Gratwanderung zwischen Subventionen und Einsparungen
Die Subventionierung von Importen wichtiger Güter sollen Preissteigerungen, die in einigen Segmenten im Jahresdurchschnitt über 30 Prozent betrugen, bis 2025 auf durchschnittlich 10 bis 15 Prozent senken. Diese Entlastung reicht jedoch nicht aus: Die Energiepreise bleiben für etwa 60 bis 70 Prozent der Bevölkerung weiter zu hoch. Zusätzlich fordert der IWF Einsparungen, die die Konsumaussichten weiter dämpfen, darunter die Kürzung staatlicher Ausgaben und Steuererhöhungen.

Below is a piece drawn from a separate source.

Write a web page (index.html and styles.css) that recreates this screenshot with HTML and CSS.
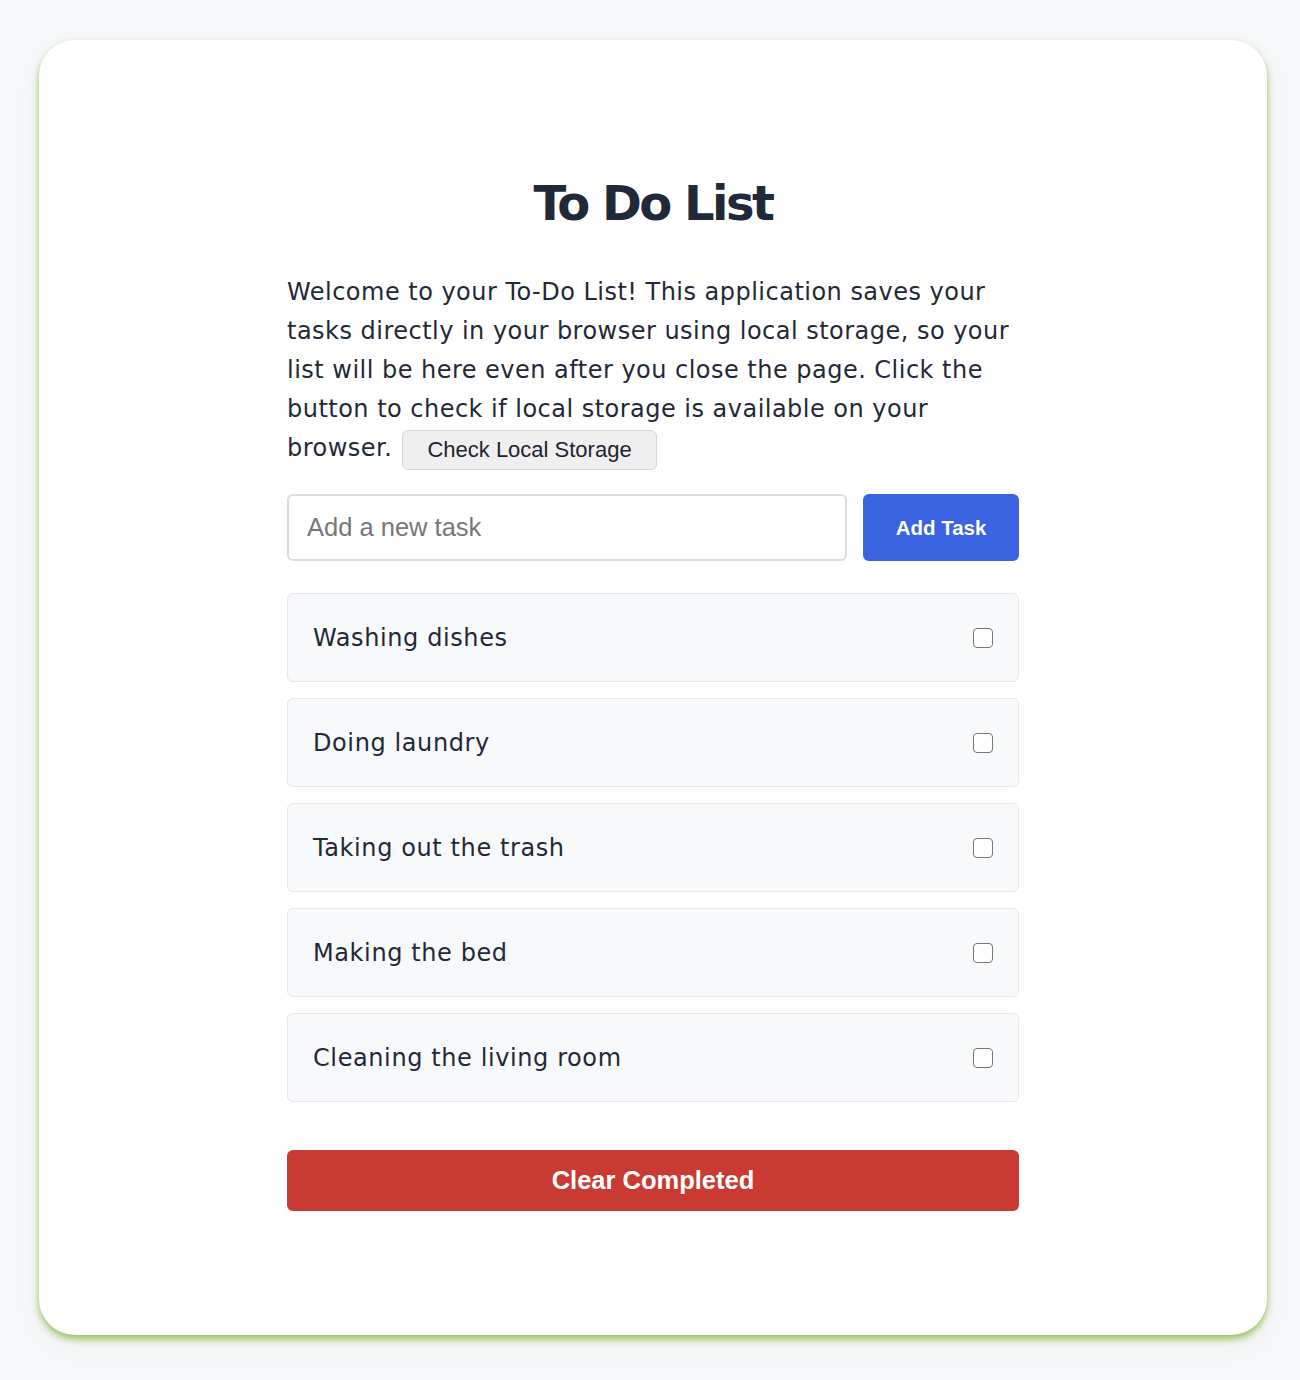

Erholung im Agrarsektor lässt Exporte steigen
Offiziellen Statistiken zufolge stiegen die pakistanischen Exporte im Fiskaljahr 2023/2024 um 11,6 Prozent auf rund 31,1 Milliarden US$. Insbesondere der Agrarsektor trug aufgrund der günstigen Witterung und der gestiegenen Produktion von Reis und Baumwolle zum Wachstum bei. Die Importe verzeichneten gegenüber dem Vorjahr ein leichtes Plus um 0,9 Prozent auf 53,2 Milliarden US$. Eine schwächere Binnennachfrage und gesunkene globale Rohstoffpreise ließen das Handelsbilanzdefizit auf 6,5 Prozent des Bruttoinlandsprodukts zurückgehen.
Deutsche Unternehmen spüren zunehmende Konkurrenz
Aufgrund der schwierigen wirtschaftlichen Situation sanken die deutschen Exporte nach Pakistan in den ersten sieben Monaten 2024 um 12 Prozent auf 481 Millionen Euro. Dennoch behauptet sich Deutschland als Hauptexporteur aus der Europäischen Union. Maschinen stellen etwa ein Viertel deutscher Exportgüter nach Pakistan. Die Ausfuhren stagnieren jedoch seit 2018 zwischen 1,1 Milliarden bis 1,3 Milliarden Euro. Die Lockerung von Importbeschränkungen dürfte sich 2024 und 2025 positiv auf die deutschen Exporte nach Pakistan auswirken.
Jedoch spüren deutsche Exporteure den wachsenden Wettbewerbsdruck asiatischer Anbieter, insbesondere aus China. Da der pakistanische Markt sehr preissensibel ist, sind kostengünstige chinesische Produkte besonders gefragt. Eine wichtige Strategie für deutsche Firmen besteht daher häufig darin, die Kosten zu optimieren und die Qualitätsmerkmale ihrer Produkte gezielt zu betonen.